Easement and right-of-way documentation: When establishing legal access or utility corridors, the survey report is a legal document. It requires the seal of a licensed surveyor, measurements referenced to established control, and defensible methodology.
Construction staking and layout: Building construction requires precise point locations and elevation references. A total station provides real-time feedback and accuracy verification. TLS data must be processed, and you need surveyors on site with instruments to establish grade stakes anyway.
Control point establishment: TLS requires control points to be georeferenced. Either you establish them with traditional surveying methods, or you use RTK GNSS. You still need the conventional foundation.
Precise elevation benchmarks: For critical applications (dam monitoring, foundation settlement, structural movement), establishing primary elevation references demands the rigor of traditional leveling or theodolite methods.
Integration: The Practical 2026 Approach
Hybrid Workflows That Work
The real power emerges when combining both methods. On a recent infrastructure project, we:
1. Established primary control using total station and RTK GNSS 2. Performed TLS scanning of the existing structure from 8 stations 3. Registered point clouds to our control network using traditional survey points 4. Generated design models and as-built drawings from point cloud data 5. Used total station measurements to verify critical architectural features 6. Created cross-sections and profiles from the point cloud 7. Staked construction reference points using the total station for contractor layout
This integration cost more than either method alone, but delivered something neither could achieve independently: complete spatial documentation with legal defensibility and engineering precision.
Technology Evolution and What It Means For Your Work
TLS processing software has improved dramatically since 2023. Cloud-based registration, automatic filtering, and AI-assisted point cloud cleaning have reduced post-processing time by 40-50%. The instruments themselves are more compact—handheld laser scanners now rival tripod-mounted systems in many applications.
But surveying fundamentals haven't changed. You still need control points. You still need to understand datum, projection, and coordinate systems. You still need licensed surveyors for boundary work. The technology has expanded our capabilities, not replaced our discipline.

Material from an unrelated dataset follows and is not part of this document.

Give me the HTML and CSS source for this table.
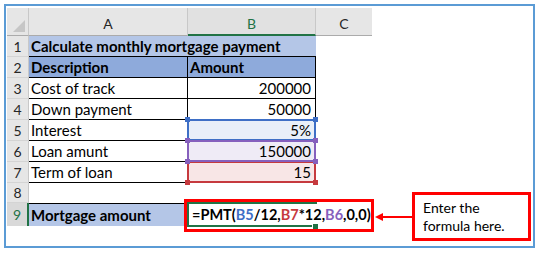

Decision Framework For Your Next Project
Ask these questions in sequence:
1. Does this work require legal documentation? → Use traditional surveying 2. Is complex geometry or complete spatial documentation needed? → Use TLS 3. Do we need both? → Plan hybrid workflow 4. What's the budget tier and timeline? → Professional-grade TLS requires investment but accelerates complex work; traditional methods require less equipment cost but more field labor 5. Who will process and interpret data? → TLS demands skilled technicians; traditional surveying requires licensed professionals
Terrestrial laser scanning vs traditional surveying isn't a competition—it's a complementary toolkit. The surveyors who understand when and how to use each method are the ones delivering the most value to their clients in 2026.
Industry Standards and Documentation Requirements
The American Society for Photogrammetry and Remote Sensing (ASPRS) and the American Congress on Surveying and Mapping have established accuracy standards for both methods. For boundary work, NSPS standards still require traditional methodology. For engineering and construction, TLS data is increasingly accepted when properly documented and verified.
Always maintain metadata: scanner type, registration error, point density, filtering parameters, and coordinate system documentation. When TLS data becomes part of official project records, this documentation becomes critical for liability and defensibility.